Full Report
Artificial intelligence (AI) holds tremendous promise for improving cyber defense and making the lives of security practitioners easier. It can help teams cut through alert fatigue, spot patterns faster, and bring a level of scale that human analysts alone can’t match. But realizing that potential depends on securing the systems that make it possible. Every organization experimenting with AI in
Analysis Summary
# Best Practices: Securing AI Systems for Operational Benefit
## Overview
These practices address the critical need to secure Artificial Intelligence (AI) systems, especially Agentic AI, that are integrated into cybersecurity operations. Realizing the defensive potential of AI requires treating these systems as mission-critical infrastructure, focusing on establishing robust identity, strong data controls, and continuous oversight to manage the expanded attack surface these deployments introduce.
## Key Recommendations
### Immediate Actions
1. **Define AI Entities as First-Class Identities:** Immediately integrate every deployed AI model, script, or autonomous agent into the existing Identity and Access Management (IAM) framework.

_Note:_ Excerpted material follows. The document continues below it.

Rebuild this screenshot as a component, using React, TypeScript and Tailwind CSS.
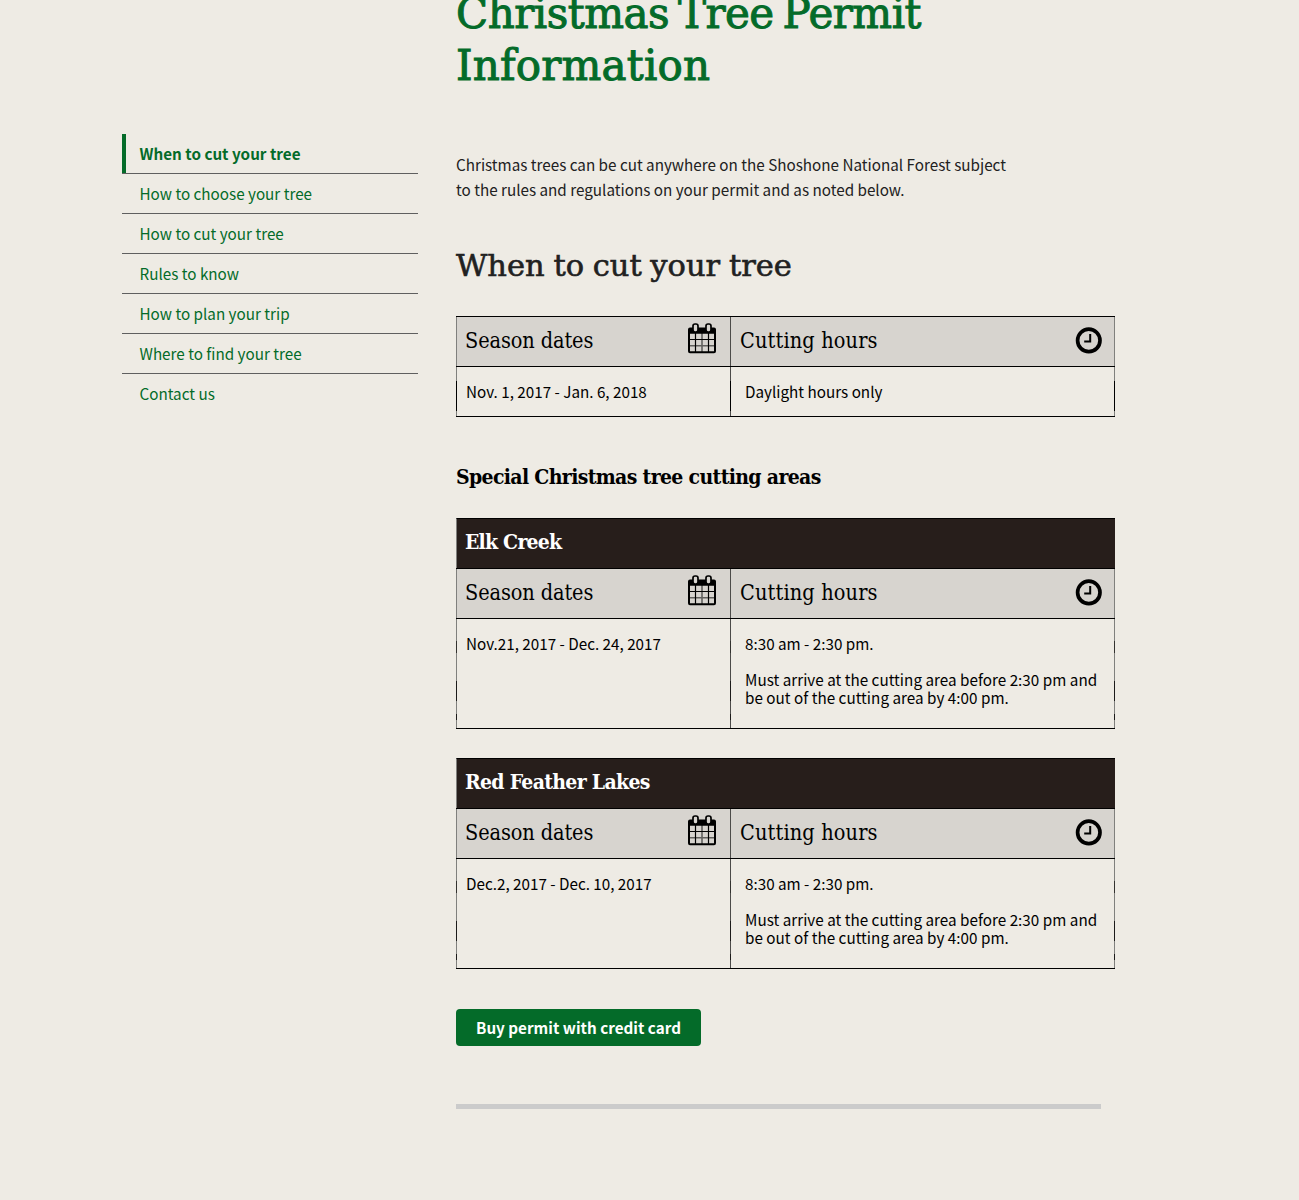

2. **Implement Scoped Credentials:** Ensure every agent operates under the principle of least privilege, granting access only to the specific data and functions required for its immediate task.
3. **Initiate Audit Logging for AI Actions:** Enable comprehensive, end-to-end audit logging for every action initiated or influenced by an AI agent to establish activity provenance.
4. **Validate Training and Inference Data:** Begin validating, sanitizing, and classifying all data pipelines currently feeding AI models used in security operations (training, augmentation, inference).
### Short-term Improvements (1-3 months)
1. **Establish Agent Lifecycle Policies:** Define clear ownership, monitoring scopes, and retention policies for every agentic AI identity, mimicking policies for service accounts.
2. **Implement Strong Authentication and Rotation:** Deploy strong authentication mechanisms for all AI service accounts and establish a rigorous, automated key/credential rotation schedule.
3. **Verify Effective Agent Capabilities:** Conduct regular verification assessments to confirm that AI agents are operating strictly within their intended capabilities, accounting for potential capability drift.
4. **Enforce Segmentation:** Implement network and logical segmentation to isolate different AI processes, preventing a compromise in one agent from spreading to others (preventing cross-agent access).
### Long-term Strategy (3+ months)
1. **Develop AI System Hardening Roadmap:** Treat AI systems (models, infrastructure, pipelines) as mission-critical infrastructure requiring layered and continuous defense, similar to core network components.
2. **Establish Robust AI Governance (GRC Integration):** Embed AI security controls and transparency requirements directly into the overarching Governance, Risk, and Compliance (GRC) programs.
3. **Continuous Security Control Verification:** Automate continuous verification of access controls and security posture across all AI components, moving beyond initial configuration checks.
## Implementation Guidance
### For Small Organizations
- Focus initially on **Identity Foundation**: Treat the first few AI tools deployed as high-privilege service accounts and lock down their credentials with Multi-Factor Authentication (MFA) if supported, or mandatory key rotation.
- Prioritize **Data Validation for High-Risk Use Cases**: If using AI for incident response or enforcement, strictly limit the scope of data it can access using basic path or resource restrictions.
### For Medium Organizations
- **Formalize IAM Integration:** Formally register all operational AI agents within the central IAM system, assigning human owners and defined roles based on the Least Privilege principle.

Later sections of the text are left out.